Secretary of State James Baker flew to Turkey on Sunday and was to visit its border with Iraq, which many refugees are trying to cross in search of safe haven from Iraqi troops.

Prior to these actions, the National Jewish Community Relations Advisory Council issued a statement last Thursday urging the Bush administration to “speak out forcefully against the atrocities Iraqi forces are committing against the Kurdish population” and to provide the victims swiftly with humanitarian assistance.

“We are reminded of the tragic consequences of a world that remained silent,” said the statement, which was issued by NJCRAC’s chairman, Arden Shenker.

The umbrella group is the policy coordinating body for 11 national Jewish agencies and more than 100 local community relations councils around the country.


In Washington, B’nai B’rith International issued a statement last Thursday expressing “profound disappointment with the indifference being displayed by the family of nations toward the Kurdish people now fleeing murderous attacks being perpetrated by the forces of Iraqi dictator Saddam Hussein.

“It is intolerable that the allies who so recently went to war to curb the brutal aggression of Saddam Hussein should now sit back with arms folded and watch Iraqi troops massacre innocent men, women and children,” said the statement, which was issued by the group’s international president, Kent Schiner.

He urged “immediate intervention and humanitarian help.”

The National Jewish Democratic Council, a Washington-based independent organization of Jews who support the Democratic Party, said it “strongly encourages the United States to take a number of steps to stop Hussein’s brutal repression of the Kurds.”

Its statement demanded that the Bush administration “admit that it had encouraged the Iraqi people” to overthrow Hussein at a time when there were over 100,000 U.S. troops in Iraq but has since “abandoned the Kurdish people who responded to the president’s call.”

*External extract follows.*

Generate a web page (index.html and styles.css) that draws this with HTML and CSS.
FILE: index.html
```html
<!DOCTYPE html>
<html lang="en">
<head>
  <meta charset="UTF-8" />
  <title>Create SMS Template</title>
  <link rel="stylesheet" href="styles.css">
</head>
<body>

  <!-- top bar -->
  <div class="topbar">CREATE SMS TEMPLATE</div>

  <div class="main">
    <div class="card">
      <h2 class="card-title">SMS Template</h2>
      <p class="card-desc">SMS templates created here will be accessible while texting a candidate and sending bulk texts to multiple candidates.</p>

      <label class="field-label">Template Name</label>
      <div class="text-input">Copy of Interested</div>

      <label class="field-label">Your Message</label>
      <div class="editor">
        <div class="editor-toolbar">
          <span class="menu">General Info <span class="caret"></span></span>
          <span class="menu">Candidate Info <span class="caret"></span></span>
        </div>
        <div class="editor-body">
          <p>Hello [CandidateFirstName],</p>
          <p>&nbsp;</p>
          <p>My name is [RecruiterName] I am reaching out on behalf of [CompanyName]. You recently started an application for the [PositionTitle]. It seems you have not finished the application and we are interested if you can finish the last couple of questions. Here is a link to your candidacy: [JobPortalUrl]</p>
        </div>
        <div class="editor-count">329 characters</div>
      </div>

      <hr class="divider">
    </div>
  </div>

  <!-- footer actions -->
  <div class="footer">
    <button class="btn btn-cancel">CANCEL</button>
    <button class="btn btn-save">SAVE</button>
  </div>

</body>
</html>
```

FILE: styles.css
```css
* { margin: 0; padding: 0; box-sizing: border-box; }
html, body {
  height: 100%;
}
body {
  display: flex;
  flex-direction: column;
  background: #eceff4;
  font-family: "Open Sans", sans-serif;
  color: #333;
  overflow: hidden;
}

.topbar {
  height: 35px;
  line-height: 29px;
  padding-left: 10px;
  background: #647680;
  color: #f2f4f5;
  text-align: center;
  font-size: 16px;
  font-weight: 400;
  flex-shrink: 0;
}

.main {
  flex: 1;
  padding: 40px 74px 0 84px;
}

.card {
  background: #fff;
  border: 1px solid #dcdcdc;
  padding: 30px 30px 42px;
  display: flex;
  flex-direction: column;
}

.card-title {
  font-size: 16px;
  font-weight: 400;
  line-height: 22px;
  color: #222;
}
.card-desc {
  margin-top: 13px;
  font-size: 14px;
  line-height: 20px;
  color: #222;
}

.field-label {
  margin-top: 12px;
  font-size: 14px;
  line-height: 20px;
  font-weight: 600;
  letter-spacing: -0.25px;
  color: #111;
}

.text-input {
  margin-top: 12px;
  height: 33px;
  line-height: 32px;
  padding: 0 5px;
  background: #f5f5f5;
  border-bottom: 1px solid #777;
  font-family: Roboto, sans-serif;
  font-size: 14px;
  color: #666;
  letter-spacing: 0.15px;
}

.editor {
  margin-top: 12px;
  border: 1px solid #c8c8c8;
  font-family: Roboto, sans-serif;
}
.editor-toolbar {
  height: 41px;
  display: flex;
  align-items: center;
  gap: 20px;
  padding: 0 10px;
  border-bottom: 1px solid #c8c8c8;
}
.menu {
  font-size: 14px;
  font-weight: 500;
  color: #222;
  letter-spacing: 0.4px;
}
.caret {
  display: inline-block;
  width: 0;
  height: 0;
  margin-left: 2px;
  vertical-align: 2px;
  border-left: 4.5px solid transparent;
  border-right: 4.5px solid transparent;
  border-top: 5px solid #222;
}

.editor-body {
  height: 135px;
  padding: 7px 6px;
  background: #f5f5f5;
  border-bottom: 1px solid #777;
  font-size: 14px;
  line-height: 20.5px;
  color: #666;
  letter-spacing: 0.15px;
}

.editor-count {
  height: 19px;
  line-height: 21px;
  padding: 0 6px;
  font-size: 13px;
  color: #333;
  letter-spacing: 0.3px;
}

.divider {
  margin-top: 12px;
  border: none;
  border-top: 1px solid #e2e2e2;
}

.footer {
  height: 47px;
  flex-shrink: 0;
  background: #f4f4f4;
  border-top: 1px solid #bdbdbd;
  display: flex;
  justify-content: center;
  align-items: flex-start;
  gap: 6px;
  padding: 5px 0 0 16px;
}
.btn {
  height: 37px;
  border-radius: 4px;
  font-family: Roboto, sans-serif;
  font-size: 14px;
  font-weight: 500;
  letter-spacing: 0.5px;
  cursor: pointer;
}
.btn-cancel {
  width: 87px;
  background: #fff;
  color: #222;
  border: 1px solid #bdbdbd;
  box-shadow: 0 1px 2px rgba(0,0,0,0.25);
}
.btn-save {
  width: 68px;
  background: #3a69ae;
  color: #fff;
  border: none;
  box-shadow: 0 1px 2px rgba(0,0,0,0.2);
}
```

Both NJCRAC and the Democratic group noted that Jews will observe Yom Hashoah this week, the Day of Remembrance for the 6 million Jews who perished in the Holocaust.

Shenker observed in that connection that “our experience as a people has sensitized us forever to the policies and practices that threaten genocide against other national, ethnic and religious groups, and the necessity to speak out clearly and forcefully whenever such threats arise.”


On Sunday, at New York’s annual commemoration of the Warsaw Ghetto Uprising, the plight of the Kurdish refugees was mentioned by Benjamin Meed, a Holocaust survivor and president of the Warsaw Ghetto Resistance Organization.

“As we read of the plight of the Iraqi refugees fleeing from the obscene brutality and slaughter of Saddam Hussein’s army, our memories return,” said Meed. “Of all people, we Jews cannot be silent to the agony of the Kurds and the Shi’ites. Of all people, we survivors must call on our country and on the United Nations to stop this killer, Saddam Hussein.”

In Jerusalem, President Chaim Herzog said Sunday that Jews must “raise our voices in regard to the plight of the Kurdish people, since no one knows better than us the meaning of the persecution of a people.”

Likewise, Prime Minister Yitzhak Shamir spoke out publicly last Thursday against Iraq’s treatment of the Kurdish population.